Much growth still needs to occur within the new media users as the current 40 million bloggers amount to less than one percent of the world population – public media need to reach the other 90 percent. At the same time, the internet, while useful, timely and convenient lacks public trust – to the extent local television ranks higher.

Recommendations for membership-based participatory media

One out of every two Americans are apart of member of a cooperative – namely credit unions which are a trust institutions. Information is also trust issue and can use this concept of a membership-based, participatory organization to create their own credible content. The public should form and pay dues to media membership organizations to create their own local news so that the people can decide what is newsworthy. They should look for a base in civil society organizations and ask people to pay to join a group that allows them cooperatively provide their own content.

Ironically, civic society groups are pushing back on this idea comes as they believe the government should fund such public media. However, “you can’t speak to power on power’s nickel.” Professional journalists are also suspect of citizen journalists and such membership organizations.

Professionally-trained journalists should conduct the investigative work but media organizations should also have a space for citizen journalists to report other types of news and information.

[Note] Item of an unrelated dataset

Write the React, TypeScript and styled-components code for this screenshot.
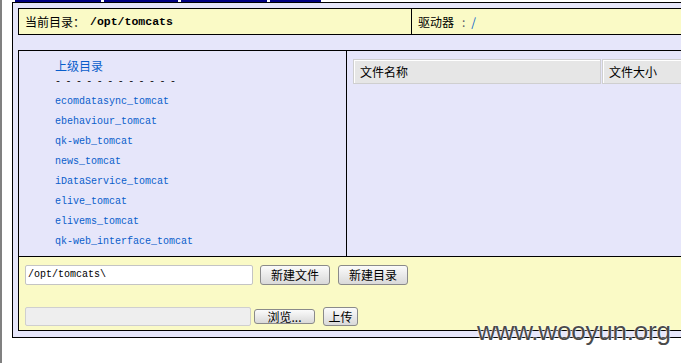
import React from "react";
import styled, { createGlobalStyle } from "styled-components";

const GlobalStyle = createGlobalStyle`
    html, body {
        margin: 0;
        padding: 0;
        background: #fff;
    }
    body {
        font-family: "Noto Sans CJK SC", "Liberation Sans", sans-serif;
        font-size: 12px;
        color: #000;
    }
`;

const Frame = styled.div`
    position: relative;
    width: 681px;
    height: 363px;
    overflow: hidden;
    box-sizing: border-box;
    border-left: 2px solid #808080;
    padding-left: 10px;
`;

const Tabs = styled.div`
    display: flex;
    gap: 3px;
    height: 2px;
    padding-left: 3px;
`;

const Tab = styled.div<{ $w: number }>`
    width: ${(p) => p.$w}px;
    height: 2px;
    background: #000080;
`;

const Outer = styled.div`
    width: 720px;
    border: 1px solid #000;
    background: #e6e6fa;
    padding: 5px 0 6px 5px;
`;

const HeaderRow = styled.div`
    display: flex;
    height: 25px;
    border: 1px solid #000;
    background: #fafac6;
`;

const HeaderCell = styled.div<{ $w?: number; $divider?: boolean }>`
    display: flex;
    align-items: center;
    box-sizing: border-box;
    width: ${(p) => (p.$w ? `${p.$w}px` : "auto")};
    flex: ${(p) => (p.$w ? "none" : "1")};
    padding-left: 6px;
    border-left: ${(p) => (p.$divider ? "1px solid #000" : "none")};
    line-height: 25px;
`;

const CurrentPath = styled.span`
    margin-left: 5px;
    font-family: "Liberation Mono", monospace;
    font-weight: bold;
    font-size: 11.5px;
`;

const Colon = styled.span`
    margin: 0 6px 0 8px;
    color: #556;
`;

const DriveLink = styled.span`
    color: #0a5ecb;
`;

const MainBox = styled.div`
    margin-top: 15px;
    border: 1px solid #000;
`;

const Panels = styled.div`
    display: flex;
    height: 205px;
`;

const DirPanel = styled.div`
    width: 328px;
    flex: none;
    box-sizing: border-box;
    border-right: 1px solid #000;
    padding: 6px 0 0 36px;
`;

const ParentLink = styled.div`
    color: #0a5ecb;
    font-size: 12px;
    line-height: 18px;
`;

const Dashes = styled.div`
    margin-top: 2px;
    font-family: "Liberation Mono", monospace;
    font-size: 10px;
    line-height: 10px;
    letter-spacing: 4.45px;
    color: #111;
`;

const DirList = styled.ul`
    list-style: none;
    margin: 5px 0 0;
    padding: 0;
`;

const DirItem = styled.li`
    font-family: "Liberation Mono", monospace;
    font-size: 10px;
    line-height: 20px;
    color: #0a5ecb;
`;

const FilePanel = styled.div`
    flex: 1;
    padding: 8px 0 0 6px;
`;

const FileHead = styled.div`
    display: flex;
    gap: 1px;
`;

const HeadCell = styled.div<{ $w?: number }>`
    width: ${(p) => (p.$w ? `${p.$w}px` : "auto")};
    flex: ${(p) => (p.$w ? "none" : "1")};
    height: 23px;
    line-height: 23px;
    padding-left: 6px;
    box-sizing: content-box;
    background: #e6e6e6;
    border: 1px solid #cfcfcf;
    box-shadow: inset 1px 1px 0 #fff;
`;

const Tools = styled.div`
    height: 74px;
    border-top: 1px solid #000;
    background: #fafac6;
    padding: 7px 0 0 6px;
    box-sizing: border-box;
`;

const ToolRow = styled.div<{ $top?: number }>`
    display: flex;
    align-items: center;
    height: 21px;
    margin-top: ${(p) => p.$top || 0}px;
`;

const PathInput = styled.div`
    width: 224px;
    height: 18px;
    line-height: 18px;
    padding-left: 2px;
    box-sizing: content-box;
    background: #fff;
    border: 1px solid #c4c4c4;
    border-radius: 2px;
    font-family: "Liberation Mono", monospace;
    font-size: 10px;
`;

const FileInput = styled.div`
    width: 224px;
    height: 17px;
    background: #eee;
    border: 1px solid #cfcfcf;
    border-radius: 2px;
`;

const Button = styled.div<{ $w: number; $h: number; $gap: number }>`
    width: ${(p) => p.$w}px;
    height: ${(p) => p.$h}px;
    margin-left: ${(p) => p.$gap}px;
    box-sizing: border-box;
    display: flex;
    align-items: center;
    justify-content: center;
    border: 1px solid #8a8a8a;
    border-radius: 3px;
    background: linear-gradient(#fbfbfb, #d9d9d9);
    font-size: 12px;
    line-height: 12px;
    color: #000;
    white-space: nowrap;
`;

const Watermark = styled.div`
    position: absolute;
    left: 475px;
    top: 318px;
    font-family: "Liberation Sans", Arial, sans-serif;
    font-size: 26px;
    line-height: 26px;
    color: #4a4a4a;
    text-shadow: 0 0 2px #fff, 0 0 1px #fff;
    letter-spacing: -0.2px;
`;

const dirs = [
    "ecomdatasync_tomcat",
    "ebehaviour_tomcat",
    "qk-web_tomcat",
    "news_tomcat",
    "iDataService_tomcat",
    "elive_tomcat",
    "elivems_tomcat",
    "qk-web_interface_tomcat",
];

const App = () => {
    return (
        <Frame>
            <GlobalStyle />
            <Tabs>
                <Tab $w={86} />
                <Tab $w={74} />
                <Tab $w={86} />
                <Tab $w={51} />
            </Tabs>
            <Outer>
                <HeaderRow>
                    <HeaderCell $w={392}>
                        当前目录：<CurrentPath>/opt/tomcats</CurrentPath>
                    </HeaderCell>
                    <HeaderCell $divider>
                        驱动器<Colon>:</Colon>
                        <DriveLink>/</DriveLink>
                    </HeaderCell>
                </HeaderRow>
                <MainBox>
                    <Panels>
                        <DirPanel>
                            <ParentLink>上级目录</ParentLink>
                            <Dashes>------------</Dashes>
                            <DirList>
                                {dirs.map((d) => (
                                    <DirItem key={d}>{d}</DirItem>
                                ))}
                            </DirList>
                        </DirPanel>
                        <FilePanel>
                            <FileHead>
                                <HeadCell $w={240}>文件名称</HeadCell>
                                <HeadCell>文件大小</HeadCell>
                            </FileHead>
                        </FilePanel>
                    </Panels>
                    <Tools>
                        <ToolRow>
                            <PathInput>/opt/tomcats\</PathInput>
                            <Button $w={70} $h={20} $gap={7}>新建文件</Button>
                            <Button $w={70} $h={20} $gap={8}>新建目录</Button>
                        </ToolRow>
                        <ToolRow $top={21}>
                            <FileInput />
                            <Button $w={61} $h={15} $gap={3}>浏览...</Button>
                            <Button $w={35} $h={19} $gap={8}>上传</Button>
                        </ToolRow>
                    </Tools>
                </MainBox>
            </Outer>
            <Watermark>www.wooyun.org</Watermark>
        </Frame>
    );
};

export default App;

Overall, the old media format is to report, edit, and control responses and have such [limiting] mottos as “All the news that is fit to print.” The media presented at this conference seek to break this top-down approach - from Google to Wikipedia. All of these models have different functions and are open and closed to varying degrees. If you give participants the chance to be a member and use more functions, the more they will be willing pay dues to have an impact influence beyond their community. We can have a chance to make that revolution.